Red Room - Session 8

1:00 to 2:00 p.m. Wednesday April 22, 2015

Garbage In, Garbage Out: Tackling Bad Data Quality in Life Data Analysis

The quality of the results of an algorithm heavily depends on the quality of the input data ("Garbage In / Garbage Out"). In the case of life data analysis, high quality means that the calculated results (in terms of reliability function, probability of failure, failure rate, mean life, etc.) are credible and accurate. Despite its importance, bad quality of input data is still a big challenge in performing life data analysis. A well-known example is the poor availability of life data (e.g., failure data) that are, in addition, usually limited to the base warranty period. This presentation illustrates the main key issues of data quality in life data analysis and their effects on the calculated results.

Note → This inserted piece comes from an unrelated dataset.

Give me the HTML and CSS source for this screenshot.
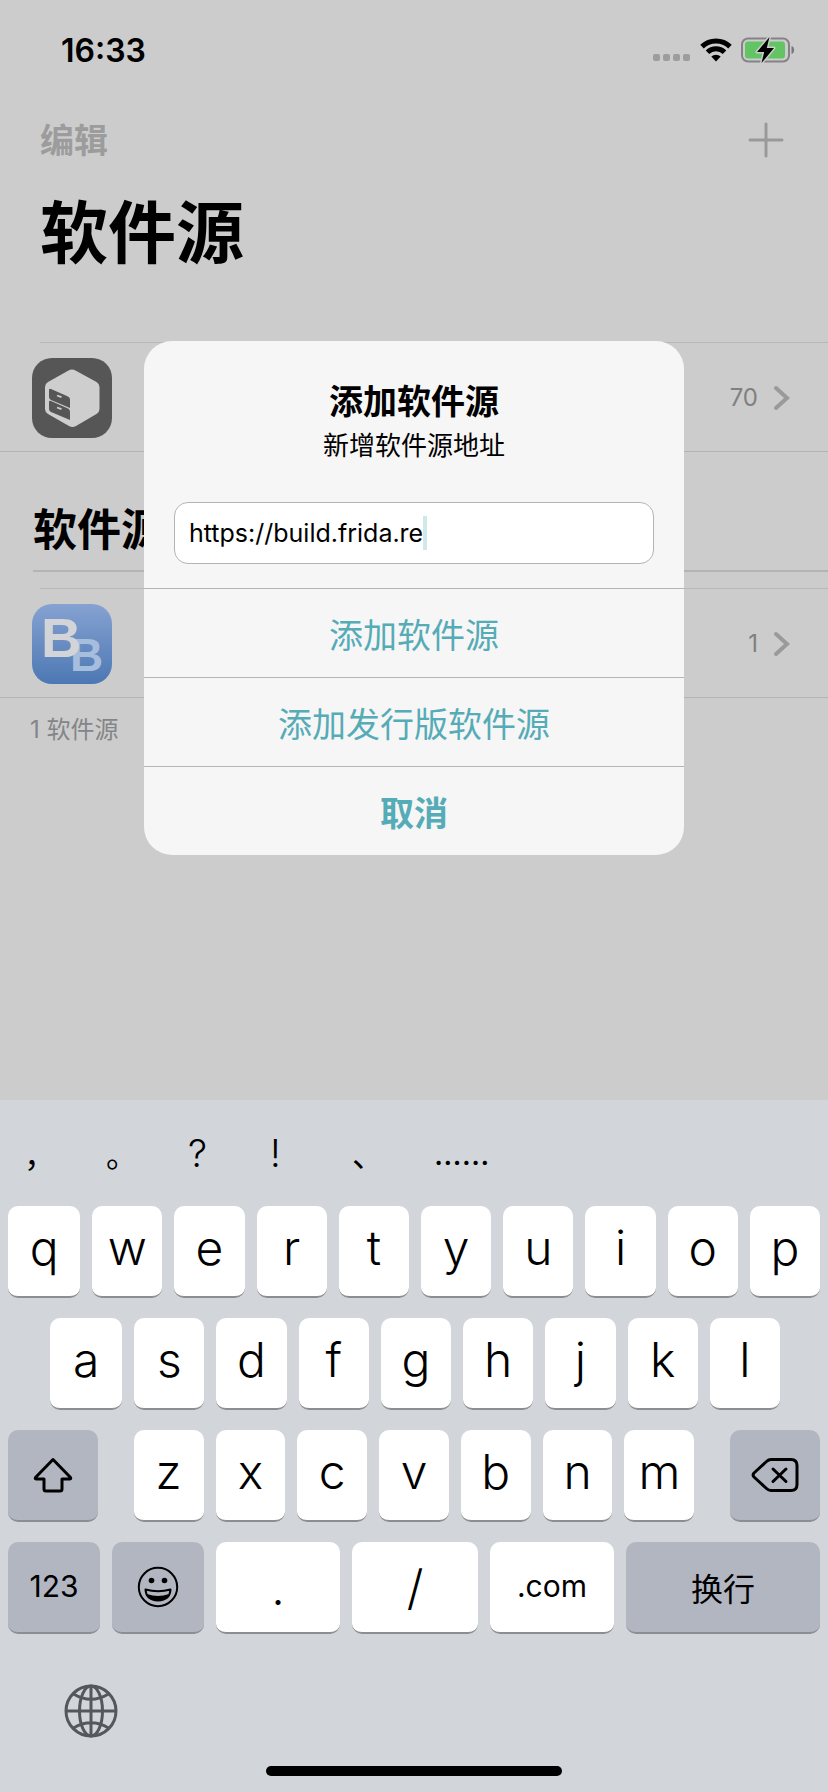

Different categories of data quality are introduced (e.g., sample size, sample selection, data cleanness, data completeness, level of detail, trustworthiness) and, for each category, a corresponding metric is presented. The scope of the developed metrics is to give qualitative and quantitative information about the effect of bad data quality for a specific category on the results of life data analysis. Finally, a prototype of a functional and informative dashboard for data quality in life data analysis is presented in the form of a software application.

Key Words: Life Data Analysis (Weibull Analysis), Data Quality, Reliability Prediction

Simone Turrin and Ralf Gitzel

ABB AG Corporate Research